> **What is required**: Your task is to filter the data below down to the lines holding "components".
## start
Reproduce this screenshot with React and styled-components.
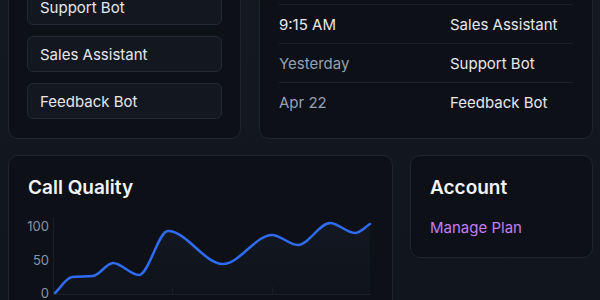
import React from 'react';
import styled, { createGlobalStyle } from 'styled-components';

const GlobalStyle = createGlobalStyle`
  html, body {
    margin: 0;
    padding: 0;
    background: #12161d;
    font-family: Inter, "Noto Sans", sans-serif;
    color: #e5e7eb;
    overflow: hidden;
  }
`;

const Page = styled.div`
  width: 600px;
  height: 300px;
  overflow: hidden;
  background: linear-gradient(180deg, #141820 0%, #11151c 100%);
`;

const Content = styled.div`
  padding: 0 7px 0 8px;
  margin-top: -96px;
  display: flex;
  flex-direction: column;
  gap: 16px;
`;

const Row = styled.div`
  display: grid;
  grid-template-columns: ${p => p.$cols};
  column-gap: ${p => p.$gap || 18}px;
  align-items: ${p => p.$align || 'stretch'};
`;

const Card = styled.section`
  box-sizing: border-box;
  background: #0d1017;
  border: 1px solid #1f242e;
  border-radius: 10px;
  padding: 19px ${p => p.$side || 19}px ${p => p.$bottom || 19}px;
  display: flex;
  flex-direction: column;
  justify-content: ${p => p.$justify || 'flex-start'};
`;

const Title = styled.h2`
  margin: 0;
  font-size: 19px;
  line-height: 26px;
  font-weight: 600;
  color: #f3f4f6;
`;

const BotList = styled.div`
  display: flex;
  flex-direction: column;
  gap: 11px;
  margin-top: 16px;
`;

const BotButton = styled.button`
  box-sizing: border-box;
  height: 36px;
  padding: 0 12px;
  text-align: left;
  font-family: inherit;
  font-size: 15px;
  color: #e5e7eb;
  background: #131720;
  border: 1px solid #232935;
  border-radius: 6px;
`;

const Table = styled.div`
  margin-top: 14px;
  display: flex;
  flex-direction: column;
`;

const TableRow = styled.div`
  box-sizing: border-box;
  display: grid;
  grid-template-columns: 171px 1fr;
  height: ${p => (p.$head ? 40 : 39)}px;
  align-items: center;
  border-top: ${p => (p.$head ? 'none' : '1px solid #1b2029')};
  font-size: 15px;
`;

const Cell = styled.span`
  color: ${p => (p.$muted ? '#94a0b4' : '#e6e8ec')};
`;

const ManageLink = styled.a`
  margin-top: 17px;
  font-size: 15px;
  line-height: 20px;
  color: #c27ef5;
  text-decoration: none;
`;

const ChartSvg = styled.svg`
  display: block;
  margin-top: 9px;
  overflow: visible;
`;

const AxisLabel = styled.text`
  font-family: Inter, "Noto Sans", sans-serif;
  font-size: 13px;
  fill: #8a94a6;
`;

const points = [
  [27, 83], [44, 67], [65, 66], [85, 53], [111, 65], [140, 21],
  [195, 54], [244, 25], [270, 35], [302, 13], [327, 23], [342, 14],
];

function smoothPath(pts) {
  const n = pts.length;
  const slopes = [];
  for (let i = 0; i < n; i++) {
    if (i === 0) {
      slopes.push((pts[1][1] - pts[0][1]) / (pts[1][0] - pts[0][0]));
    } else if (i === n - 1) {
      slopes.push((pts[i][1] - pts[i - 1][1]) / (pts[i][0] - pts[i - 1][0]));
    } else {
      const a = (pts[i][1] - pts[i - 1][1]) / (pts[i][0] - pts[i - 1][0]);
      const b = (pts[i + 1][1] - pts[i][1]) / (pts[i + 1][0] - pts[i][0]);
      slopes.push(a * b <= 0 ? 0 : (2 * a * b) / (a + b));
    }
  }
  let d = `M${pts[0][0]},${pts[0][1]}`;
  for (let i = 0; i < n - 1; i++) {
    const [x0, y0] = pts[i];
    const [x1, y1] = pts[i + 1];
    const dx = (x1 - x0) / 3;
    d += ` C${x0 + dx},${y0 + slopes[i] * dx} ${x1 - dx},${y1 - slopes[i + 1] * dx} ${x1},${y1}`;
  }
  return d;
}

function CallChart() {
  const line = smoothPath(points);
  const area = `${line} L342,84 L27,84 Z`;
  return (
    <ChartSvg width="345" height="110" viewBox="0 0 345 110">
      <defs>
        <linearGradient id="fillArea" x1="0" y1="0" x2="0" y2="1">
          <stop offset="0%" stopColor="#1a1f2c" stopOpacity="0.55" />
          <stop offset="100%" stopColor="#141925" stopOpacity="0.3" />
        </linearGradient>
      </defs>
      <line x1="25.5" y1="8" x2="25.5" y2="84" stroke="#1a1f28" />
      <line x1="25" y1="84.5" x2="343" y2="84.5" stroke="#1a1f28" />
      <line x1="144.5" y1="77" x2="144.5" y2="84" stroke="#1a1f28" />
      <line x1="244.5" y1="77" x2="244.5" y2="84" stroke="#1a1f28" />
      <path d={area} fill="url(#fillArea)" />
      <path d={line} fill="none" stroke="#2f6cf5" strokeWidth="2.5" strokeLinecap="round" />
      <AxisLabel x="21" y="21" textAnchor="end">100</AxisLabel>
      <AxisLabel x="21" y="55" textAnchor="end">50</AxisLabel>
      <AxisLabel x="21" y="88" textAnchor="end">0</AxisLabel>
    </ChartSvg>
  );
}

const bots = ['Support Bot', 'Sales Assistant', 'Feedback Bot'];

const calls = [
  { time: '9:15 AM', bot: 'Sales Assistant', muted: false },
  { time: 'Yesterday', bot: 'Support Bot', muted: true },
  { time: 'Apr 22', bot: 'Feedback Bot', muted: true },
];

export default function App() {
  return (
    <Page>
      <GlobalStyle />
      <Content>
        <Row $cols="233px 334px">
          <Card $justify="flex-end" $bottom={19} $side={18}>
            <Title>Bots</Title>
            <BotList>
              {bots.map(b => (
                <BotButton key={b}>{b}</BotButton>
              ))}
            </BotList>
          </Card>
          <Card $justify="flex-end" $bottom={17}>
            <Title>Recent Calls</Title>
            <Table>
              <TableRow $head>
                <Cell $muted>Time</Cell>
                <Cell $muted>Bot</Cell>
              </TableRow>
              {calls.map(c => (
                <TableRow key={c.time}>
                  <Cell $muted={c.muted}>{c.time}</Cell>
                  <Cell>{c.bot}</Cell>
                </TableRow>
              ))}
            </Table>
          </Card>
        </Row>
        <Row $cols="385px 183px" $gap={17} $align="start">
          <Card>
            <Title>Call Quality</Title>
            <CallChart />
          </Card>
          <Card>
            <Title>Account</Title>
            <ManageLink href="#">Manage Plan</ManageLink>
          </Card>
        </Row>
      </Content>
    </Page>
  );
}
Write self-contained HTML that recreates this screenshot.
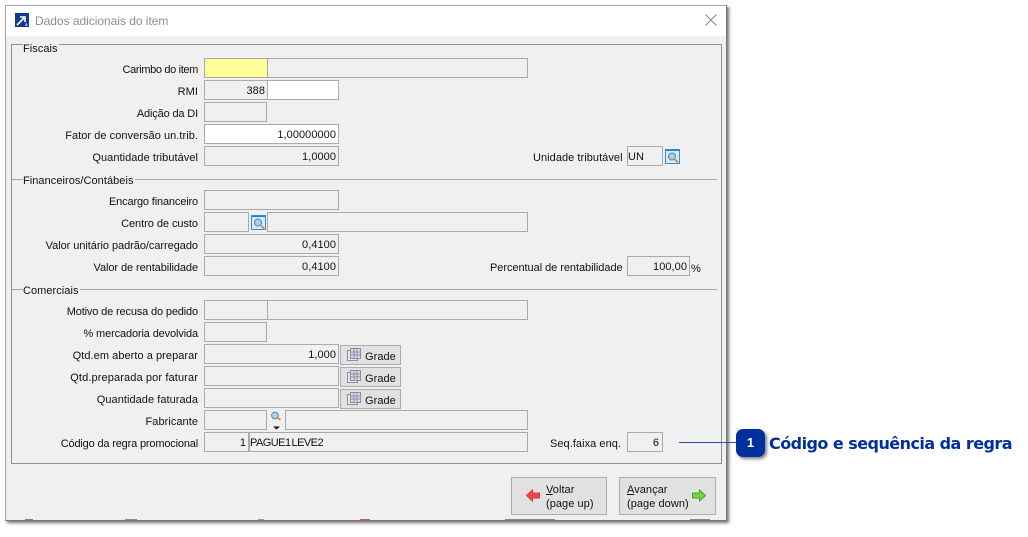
## end
> **Result of the task**:
Reproduce this screenshot with React and styled-components.
import styled, { createGlobalStyle } from 'styled-components';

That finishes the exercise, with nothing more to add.